[Koha] Solr and enhanced searching (WAS: Re: Koha Digest, Vol 80, Issue 40)

Tue Jun 26 19:12:42 NZST 2012

Jared,

Thank you for the explanation.

When I looked at the link you provided:
http://bugs.koha-community.org/bugzilla3/show_bug.cgi?id=8233
I was surprised to see the heading:
"*Bug 8233* <http://bugs.koha-community.org/bugzilla3/show_bug.cgi?id=8233>-New
search engine layer - introduce solr without breaking anything else"

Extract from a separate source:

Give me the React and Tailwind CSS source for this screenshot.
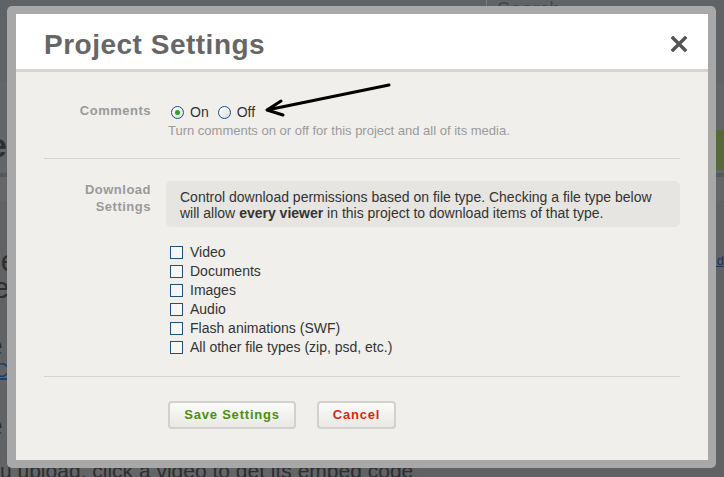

Isn't the "without breaking anything else" something that is assumed in the
software development process?

There have been times I've wanted to add "without breaking anything else"
or something similar to every enhancement and bug fix request going to our
vendor, but I hoped it was something implied in any enhancement request.
 The enhancement that gave our version of Koha phrase searching does indeed
break another very important feature when it's activated. Perhaps this
level of explicitness is the model we need to follow.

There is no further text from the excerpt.